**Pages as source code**
——

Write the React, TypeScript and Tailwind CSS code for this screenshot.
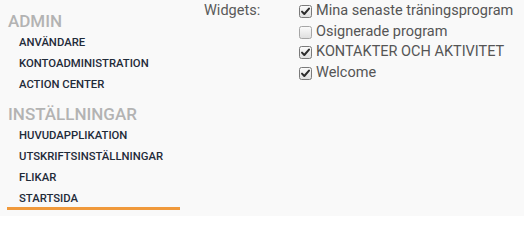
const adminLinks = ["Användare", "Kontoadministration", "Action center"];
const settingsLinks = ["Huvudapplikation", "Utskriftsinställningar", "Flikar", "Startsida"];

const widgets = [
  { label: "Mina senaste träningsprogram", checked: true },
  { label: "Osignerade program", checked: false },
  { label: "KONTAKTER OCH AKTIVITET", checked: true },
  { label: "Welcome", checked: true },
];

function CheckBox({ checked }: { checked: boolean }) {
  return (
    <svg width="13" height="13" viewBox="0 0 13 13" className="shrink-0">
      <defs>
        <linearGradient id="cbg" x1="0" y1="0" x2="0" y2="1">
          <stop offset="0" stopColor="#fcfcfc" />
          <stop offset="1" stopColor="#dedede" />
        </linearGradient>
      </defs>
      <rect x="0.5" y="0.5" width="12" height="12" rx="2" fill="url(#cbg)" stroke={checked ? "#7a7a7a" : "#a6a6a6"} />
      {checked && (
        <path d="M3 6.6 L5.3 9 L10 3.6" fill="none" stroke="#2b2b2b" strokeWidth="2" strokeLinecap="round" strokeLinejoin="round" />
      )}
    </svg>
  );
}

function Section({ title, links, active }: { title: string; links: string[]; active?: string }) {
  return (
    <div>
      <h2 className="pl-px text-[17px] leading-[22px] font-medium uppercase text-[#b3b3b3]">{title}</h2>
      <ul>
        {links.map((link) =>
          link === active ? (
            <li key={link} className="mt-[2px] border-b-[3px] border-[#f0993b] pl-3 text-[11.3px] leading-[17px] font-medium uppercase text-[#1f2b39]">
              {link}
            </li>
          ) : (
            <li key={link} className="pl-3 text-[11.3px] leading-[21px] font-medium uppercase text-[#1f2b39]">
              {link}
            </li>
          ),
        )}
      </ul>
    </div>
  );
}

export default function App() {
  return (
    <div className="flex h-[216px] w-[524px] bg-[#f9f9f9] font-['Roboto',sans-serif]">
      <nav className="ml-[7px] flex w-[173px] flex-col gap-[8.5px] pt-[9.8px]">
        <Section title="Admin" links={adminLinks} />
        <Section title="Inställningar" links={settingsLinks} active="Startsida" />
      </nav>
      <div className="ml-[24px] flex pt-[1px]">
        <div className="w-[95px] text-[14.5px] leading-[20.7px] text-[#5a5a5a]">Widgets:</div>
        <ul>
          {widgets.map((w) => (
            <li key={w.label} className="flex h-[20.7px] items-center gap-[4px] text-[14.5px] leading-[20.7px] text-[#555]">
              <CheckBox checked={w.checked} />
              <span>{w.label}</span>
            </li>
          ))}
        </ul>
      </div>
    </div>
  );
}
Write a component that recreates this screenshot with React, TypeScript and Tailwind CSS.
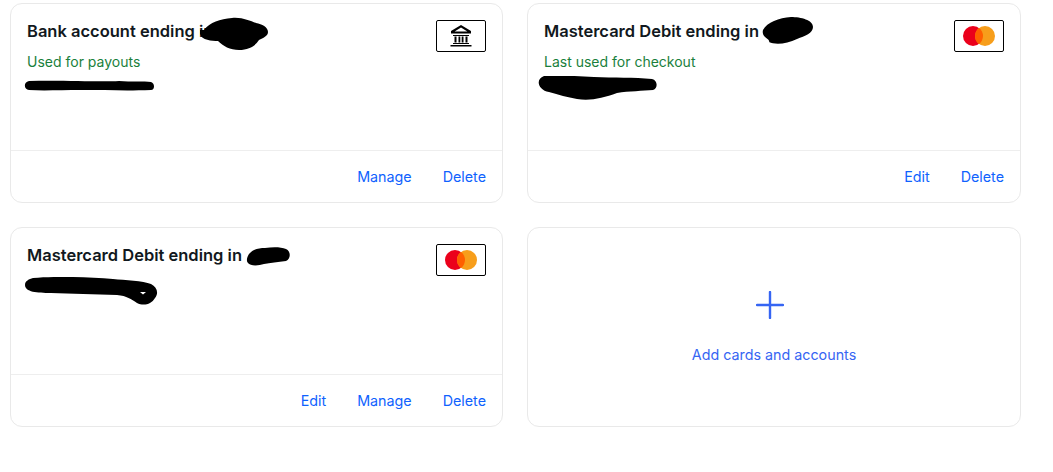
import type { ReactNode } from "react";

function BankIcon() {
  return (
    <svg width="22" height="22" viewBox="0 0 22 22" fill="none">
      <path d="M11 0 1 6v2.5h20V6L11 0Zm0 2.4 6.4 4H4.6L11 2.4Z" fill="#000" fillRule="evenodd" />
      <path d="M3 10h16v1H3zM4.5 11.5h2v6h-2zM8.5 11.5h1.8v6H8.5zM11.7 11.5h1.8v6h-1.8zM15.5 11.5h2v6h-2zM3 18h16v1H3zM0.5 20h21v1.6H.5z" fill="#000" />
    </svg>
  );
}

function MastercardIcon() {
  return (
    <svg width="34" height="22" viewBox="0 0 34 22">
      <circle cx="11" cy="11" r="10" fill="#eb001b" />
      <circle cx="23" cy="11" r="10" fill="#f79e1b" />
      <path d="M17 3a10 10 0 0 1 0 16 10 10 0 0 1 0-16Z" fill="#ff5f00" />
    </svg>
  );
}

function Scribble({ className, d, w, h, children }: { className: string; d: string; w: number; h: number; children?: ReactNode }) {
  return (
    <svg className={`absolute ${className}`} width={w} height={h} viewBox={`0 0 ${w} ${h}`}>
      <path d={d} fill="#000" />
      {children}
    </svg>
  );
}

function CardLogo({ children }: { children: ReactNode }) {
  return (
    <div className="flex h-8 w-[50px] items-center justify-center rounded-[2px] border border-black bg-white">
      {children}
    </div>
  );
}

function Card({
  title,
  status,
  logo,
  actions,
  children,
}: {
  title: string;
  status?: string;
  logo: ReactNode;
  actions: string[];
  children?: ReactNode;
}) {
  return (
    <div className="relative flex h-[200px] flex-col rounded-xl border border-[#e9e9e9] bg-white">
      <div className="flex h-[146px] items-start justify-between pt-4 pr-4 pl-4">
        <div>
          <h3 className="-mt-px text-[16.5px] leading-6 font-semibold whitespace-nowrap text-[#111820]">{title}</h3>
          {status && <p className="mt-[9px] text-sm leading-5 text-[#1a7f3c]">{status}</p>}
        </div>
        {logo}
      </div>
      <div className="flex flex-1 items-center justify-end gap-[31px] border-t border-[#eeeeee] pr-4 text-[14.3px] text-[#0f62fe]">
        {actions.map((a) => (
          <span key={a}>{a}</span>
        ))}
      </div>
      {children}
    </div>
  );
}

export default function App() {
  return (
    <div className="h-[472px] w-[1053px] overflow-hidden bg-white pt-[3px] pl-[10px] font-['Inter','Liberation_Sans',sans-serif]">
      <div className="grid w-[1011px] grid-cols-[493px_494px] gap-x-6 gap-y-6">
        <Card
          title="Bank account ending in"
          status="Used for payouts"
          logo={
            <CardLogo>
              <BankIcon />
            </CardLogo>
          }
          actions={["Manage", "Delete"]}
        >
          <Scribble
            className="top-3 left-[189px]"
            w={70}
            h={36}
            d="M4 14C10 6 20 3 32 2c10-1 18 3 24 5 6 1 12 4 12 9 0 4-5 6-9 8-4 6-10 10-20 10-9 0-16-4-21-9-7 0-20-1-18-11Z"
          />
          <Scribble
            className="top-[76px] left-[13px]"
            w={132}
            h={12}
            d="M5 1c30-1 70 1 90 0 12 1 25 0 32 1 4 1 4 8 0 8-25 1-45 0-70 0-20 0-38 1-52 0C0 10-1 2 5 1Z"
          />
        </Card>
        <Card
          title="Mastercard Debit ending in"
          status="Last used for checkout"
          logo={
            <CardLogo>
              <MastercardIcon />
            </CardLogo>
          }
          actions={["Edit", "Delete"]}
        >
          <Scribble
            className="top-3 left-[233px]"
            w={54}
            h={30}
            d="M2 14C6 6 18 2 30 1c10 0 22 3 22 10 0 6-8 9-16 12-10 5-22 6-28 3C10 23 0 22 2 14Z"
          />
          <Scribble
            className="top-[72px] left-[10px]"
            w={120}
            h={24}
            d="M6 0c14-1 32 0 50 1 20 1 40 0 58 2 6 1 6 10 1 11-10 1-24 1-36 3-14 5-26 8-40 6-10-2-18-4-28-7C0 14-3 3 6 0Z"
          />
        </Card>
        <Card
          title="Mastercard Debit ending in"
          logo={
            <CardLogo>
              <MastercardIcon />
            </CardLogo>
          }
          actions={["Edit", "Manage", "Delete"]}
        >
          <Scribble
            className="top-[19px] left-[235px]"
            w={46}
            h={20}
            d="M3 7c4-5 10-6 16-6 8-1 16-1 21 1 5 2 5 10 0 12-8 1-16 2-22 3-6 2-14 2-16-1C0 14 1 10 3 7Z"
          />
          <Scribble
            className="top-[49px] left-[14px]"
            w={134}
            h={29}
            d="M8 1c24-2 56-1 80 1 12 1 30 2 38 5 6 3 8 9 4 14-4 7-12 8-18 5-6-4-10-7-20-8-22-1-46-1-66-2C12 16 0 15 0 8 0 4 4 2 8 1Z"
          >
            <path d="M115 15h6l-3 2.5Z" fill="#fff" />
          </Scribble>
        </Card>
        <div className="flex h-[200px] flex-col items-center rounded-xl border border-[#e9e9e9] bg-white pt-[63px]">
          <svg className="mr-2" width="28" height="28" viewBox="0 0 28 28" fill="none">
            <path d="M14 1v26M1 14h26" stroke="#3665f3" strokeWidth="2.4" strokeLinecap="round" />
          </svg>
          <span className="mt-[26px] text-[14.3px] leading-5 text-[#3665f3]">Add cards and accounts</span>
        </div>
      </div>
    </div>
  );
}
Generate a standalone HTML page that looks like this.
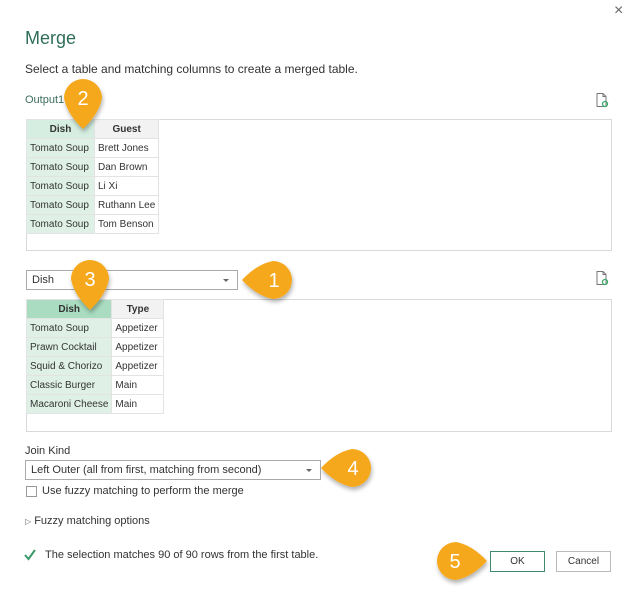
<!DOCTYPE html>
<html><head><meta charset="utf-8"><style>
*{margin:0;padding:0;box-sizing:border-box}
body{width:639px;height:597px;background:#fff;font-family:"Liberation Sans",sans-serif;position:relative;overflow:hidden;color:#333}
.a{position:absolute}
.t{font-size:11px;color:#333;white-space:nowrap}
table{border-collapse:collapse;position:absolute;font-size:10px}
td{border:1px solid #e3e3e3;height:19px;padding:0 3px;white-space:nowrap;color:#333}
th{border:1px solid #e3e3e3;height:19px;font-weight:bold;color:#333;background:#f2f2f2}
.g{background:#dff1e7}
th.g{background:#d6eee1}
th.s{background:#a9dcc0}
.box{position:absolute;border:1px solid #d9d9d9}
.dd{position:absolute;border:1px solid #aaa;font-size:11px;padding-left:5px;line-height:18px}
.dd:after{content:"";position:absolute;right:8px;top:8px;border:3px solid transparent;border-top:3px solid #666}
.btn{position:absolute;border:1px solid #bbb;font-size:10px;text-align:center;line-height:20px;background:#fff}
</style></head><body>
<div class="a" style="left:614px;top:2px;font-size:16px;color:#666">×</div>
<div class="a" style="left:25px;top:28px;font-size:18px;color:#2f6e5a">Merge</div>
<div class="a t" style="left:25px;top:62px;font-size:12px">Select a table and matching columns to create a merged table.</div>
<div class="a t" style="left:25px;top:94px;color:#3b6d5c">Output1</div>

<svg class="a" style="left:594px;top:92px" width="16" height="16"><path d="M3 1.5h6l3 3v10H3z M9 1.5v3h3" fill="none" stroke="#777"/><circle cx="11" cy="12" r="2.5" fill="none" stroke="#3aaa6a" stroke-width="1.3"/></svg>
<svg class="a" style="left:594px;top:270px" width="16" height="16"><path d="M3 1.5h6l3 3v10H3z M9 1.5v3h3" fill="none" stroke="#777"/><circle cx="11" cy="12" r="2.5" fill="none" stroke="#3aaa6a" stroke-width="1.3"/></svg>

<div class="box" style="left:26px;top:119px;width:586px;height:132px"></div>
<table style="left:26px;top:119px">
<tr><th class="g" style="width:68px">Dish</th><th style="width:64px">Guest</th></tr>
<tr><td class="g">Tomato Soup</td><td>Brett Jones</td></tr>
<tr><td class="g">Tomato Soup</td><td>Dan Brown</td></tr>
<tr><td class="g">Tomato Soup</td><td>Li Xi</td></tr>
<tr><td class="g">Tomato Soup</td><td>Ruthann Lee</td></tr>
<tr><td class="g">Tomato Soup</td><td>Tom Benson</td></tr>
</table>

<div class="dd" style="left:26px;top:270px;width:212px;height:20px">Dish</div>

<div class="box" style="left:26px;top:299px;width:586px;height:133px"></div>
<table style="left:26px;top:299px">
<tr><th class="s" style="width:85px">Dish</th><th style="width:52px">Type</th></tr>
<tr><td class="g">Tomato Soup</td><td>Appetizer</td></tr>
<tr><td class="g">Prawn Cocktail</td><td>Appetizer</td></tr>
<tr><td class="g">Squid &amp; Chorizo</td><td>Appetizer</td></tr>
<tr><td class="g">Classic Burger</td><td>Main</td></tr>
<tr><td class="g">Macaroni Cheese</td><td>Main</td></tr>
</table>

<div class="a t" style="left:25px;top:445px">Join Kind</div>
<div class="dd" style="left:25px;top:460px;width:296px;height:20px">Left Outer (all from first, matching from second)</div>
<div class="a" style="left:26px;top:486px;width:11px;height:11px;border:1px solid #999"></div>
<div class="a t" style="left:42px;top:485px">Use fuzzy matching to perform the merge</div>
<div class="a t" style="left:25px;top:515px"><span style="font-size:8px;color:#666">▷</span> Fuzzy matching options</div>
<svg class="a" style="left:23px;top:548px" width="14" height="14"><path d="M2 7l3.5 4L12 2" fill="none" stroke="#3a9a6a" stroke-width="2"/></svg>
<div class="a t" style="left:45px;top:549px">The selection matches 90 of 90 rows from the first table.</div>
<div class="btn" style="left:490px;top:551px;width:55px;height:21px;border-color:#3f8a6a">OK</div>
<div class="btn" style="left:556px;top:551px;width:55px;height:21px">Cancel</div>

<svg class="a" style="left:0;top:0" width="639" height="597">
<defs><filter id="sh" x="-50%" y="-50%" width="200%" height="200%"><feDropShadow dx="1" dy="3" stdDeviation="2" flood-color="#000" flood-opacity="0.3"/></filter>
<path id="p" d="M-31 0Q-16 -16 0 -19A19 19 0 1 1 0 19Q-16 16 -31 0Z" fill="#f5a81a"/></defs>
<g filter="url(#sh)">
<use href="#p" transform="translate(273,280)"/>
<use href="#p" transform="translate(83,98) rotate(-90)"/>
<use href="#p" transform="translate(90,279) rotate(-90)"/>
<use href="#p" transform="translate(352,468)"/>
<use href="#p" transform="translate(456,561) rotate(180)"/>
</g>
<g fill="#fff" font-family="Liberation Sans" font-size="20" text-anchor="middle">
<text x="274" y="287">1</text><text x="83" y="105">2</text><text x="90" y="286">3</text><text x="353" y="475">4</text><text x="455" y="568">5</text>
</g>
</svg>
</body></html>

——

**TO DO**
Every line above that contains the word "screenshot" should be reported.

**FULL ANSWER**
Write the React, TypeScript and Tailwind CSS code for this screenshot.
Write a component that recreates this screenshot with React, TypeScript and Tailwind CSS.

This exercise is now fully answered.